## What the exercise asks
Find how many lines in the data below include the word "components", then write only that number.

## Material supplied

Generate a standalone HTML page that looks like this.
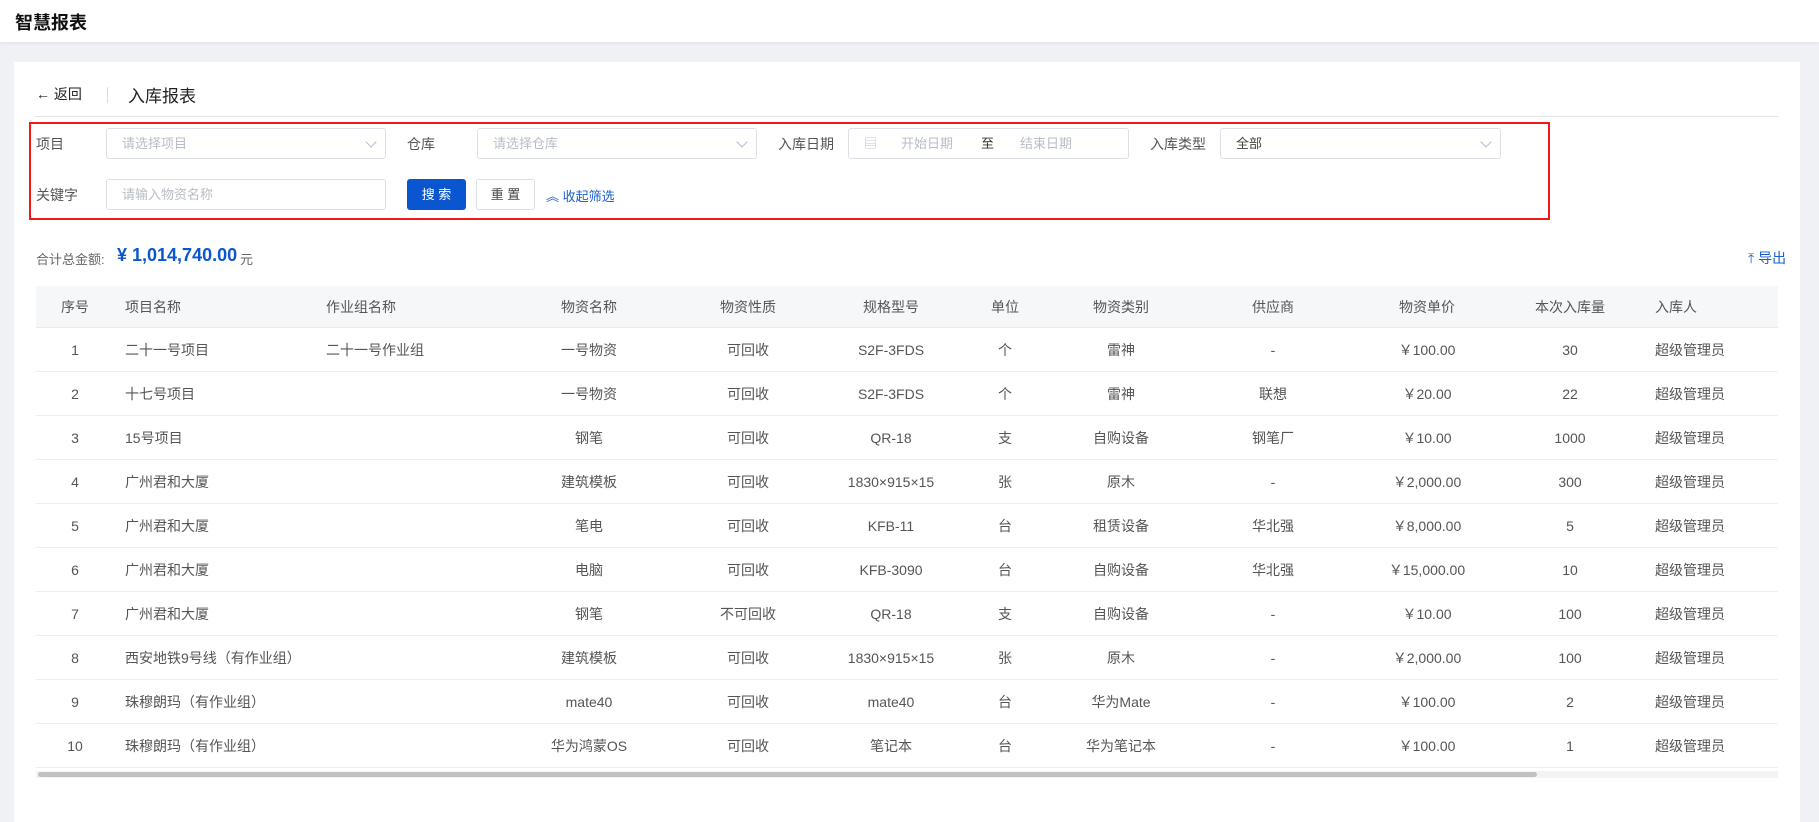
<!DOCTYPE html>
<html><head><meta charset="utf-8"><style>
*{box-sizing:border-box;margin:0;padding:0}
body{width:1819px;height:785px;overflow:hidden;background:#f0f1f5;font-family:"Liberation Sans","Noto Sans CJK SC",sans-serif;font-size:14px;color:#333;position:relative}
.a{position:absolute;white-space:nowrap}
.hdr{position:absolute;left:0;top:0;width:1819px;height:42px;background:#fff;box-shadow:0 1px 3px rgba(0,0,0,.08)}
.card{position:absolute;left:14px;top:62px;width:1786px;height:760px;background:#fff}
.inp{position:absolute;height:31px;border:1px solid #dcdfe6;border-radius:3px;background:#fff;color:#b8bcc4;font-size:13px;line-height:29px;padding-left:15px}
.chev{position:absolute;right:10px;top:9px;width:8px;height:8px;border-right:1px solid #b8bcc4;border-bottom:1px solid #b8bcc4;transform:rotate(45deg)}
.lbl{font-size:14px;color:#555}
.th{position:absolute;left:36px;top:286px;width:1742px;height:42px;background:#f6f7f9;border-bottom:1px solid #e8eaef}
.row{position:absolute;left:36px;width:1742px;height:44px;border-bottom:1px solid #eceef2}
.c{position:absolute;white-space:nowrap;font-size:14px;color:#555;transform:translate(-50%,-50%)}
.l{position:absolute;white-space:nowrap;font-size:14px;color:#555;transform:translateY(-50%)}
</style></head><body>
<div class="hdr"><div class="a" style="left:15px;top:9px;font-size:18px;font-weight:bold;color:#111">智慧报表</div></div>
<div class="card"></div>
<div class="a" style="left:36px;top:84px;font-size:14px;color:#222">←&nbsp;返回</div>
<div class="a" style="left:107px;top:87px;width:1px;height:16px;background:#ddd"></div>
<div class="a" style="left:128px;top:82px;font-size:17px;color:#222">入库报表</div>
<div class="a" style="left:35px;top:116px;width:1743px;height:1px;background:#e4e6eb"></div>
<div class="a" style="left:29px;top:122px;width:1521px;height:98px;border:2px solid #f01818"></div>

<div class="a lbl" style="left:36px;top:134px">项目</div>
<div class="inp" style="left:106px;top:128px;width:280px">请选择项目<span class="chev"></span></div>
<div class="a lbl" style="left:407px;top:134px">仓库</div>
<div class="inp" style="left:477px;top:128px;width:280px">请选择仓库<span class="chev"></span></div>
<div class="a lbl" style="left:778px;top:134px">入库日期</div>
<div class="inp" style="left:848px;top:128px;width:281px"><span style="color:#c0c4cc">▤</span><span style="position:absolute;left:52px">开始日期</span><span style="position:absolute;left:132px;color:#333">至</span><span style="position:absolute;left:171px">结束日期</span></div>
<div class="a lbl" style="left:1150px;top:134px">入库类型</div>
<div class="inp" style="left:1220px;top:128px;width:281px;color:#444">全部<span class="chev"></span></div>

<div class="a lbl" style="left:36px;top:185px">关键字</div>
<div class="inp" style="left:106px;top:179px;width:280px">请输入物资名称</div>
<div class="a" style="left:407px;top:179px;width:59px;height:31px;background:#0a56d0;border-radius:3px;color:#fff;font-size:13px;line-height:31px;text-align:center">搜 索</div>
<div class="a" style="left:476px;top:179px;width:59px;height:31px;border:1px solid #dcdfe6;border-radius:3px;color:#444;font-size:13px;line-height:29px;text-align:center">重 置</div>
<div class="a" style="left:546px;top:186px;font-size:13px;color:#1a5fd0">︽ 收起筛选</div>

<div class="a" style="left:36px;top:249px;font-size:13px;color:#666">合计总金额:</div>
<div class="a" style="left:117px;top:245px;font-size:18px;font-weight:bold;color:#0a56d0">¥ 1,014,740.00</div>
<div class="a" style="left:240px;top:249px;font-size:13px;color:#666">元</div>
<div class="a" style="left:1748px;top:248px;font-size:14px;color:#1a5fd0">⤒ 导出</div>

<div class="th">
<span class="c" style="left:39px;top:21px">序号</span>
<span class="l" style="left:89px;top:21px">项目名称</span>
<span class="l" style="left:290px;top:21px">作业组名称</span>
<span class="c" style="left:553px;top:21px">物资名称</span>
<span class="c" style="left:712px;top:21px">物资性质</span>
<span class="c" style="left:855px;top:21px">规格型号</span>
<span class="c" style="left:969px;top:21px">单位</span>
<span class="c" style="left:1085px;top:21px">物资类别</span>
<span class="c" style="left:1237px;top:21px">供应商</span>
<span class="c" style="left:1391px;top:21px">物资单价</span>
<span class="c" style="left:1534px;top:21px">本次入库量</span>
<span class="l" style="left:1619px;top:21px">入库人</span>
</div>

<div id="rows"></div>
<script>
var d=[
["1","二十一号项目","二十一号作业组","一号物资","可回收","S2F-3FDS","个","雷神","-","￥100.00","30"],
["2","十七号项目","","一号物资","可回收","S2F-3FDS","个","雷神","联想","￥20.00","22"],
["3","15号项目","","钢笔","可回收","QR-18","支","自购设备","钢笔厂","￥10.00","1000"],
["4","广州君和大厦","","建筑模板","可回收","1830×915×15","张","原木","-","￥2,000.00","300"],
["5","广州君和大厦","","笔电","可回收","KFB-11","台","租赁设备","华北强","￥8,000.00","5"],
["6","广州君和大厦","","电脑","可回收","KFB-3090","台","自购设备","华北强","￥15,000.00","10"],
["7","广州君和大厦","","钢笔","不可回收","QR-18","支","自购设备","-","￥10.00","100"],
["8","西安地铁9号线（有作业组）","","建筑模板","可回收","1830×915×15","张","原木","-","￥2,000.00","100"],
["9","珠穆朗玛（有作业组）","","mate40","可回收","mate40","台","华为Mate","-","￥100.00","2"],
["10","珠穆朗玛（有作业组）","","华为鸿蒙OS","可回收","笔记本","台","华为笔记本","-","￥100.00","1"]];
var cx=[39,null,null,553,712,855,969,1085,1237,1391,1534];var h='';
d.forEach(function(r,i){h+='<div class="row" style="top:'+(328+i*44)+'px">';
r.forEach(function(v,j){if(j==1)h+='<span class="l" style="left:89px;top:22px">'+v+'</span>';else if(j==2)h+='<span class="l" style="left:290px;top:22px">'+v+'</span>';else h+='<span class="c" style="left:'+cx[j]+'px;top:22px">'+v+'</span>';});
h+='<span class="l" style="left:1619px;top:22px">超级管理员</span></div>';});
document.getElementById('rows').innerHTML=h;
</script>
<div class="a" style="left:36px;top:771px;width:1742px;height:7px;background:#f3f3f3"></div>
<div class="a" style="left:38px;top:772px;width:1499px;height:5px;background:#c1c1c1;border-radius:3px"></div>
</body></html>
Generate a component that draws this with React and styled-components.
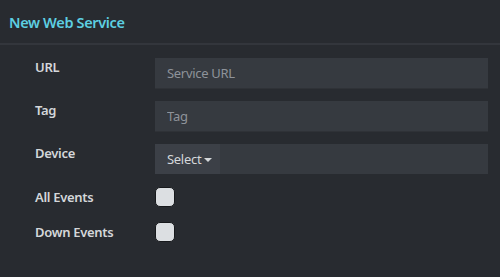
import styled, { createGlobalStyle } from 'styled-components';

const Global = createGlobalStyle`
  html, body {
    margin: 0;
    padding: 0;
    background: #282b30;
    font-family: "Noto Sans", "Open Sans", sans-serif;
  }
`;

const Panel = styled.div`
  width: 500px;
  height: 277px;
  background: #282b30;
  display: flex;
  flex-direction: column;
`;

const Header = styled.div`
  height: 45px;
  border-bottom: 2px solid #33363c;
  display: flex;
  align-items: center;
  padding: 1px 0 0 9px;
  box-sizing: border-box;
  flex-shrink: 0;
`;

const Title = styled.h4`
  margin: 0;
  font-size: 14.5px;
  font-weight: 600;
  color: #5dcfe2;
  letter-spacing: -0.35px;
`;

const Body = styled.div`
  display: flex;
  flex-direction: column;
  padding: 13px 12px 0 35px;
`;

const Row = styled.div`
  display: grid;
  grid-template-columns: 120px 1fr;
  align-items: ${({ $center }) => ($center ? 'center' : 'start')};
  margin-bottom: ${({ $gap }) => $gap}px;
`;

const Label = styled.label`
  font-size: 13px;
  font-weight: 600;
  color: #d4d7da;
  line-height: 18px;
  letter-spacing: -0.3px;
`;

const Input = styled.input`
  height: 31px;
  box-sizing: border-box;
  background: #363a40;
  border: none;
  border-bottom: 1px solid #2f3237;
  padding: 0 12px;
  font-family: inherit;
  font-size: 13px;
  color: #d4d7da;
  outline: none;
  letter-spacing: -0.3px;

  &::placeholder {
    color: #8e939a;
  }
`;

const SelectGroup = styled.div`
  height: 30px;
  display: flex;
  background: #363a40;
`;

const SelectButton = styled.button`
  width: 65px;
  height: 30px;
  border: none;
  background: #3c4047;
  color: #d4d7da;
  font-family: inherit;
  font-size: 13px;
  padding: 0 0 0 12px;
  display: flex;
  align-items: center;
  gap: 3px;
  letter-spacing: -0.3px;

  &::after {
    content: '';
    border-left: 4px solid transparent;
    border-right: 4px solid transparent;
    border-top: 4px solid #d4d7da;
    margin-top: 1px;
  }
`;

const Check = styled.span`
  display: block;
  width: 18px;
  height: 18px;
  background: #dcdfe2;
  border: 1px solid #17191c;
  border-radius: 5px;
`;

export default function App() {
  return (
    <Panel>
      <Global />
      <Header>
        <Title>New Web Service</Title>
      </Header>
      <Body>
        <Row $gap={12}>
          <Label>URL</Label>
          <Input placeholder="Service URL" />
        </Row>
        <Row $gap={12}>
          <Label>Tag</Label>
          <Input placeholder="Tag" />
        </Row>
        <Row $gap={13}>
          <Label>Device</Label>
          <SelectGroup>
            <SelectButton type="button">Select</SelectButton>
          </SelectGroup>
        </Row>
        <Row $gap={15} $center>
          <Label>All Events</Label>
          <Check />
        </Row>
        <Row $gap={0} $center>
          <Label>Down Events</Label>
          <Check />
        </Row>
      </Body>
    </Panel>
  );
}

## Output below
2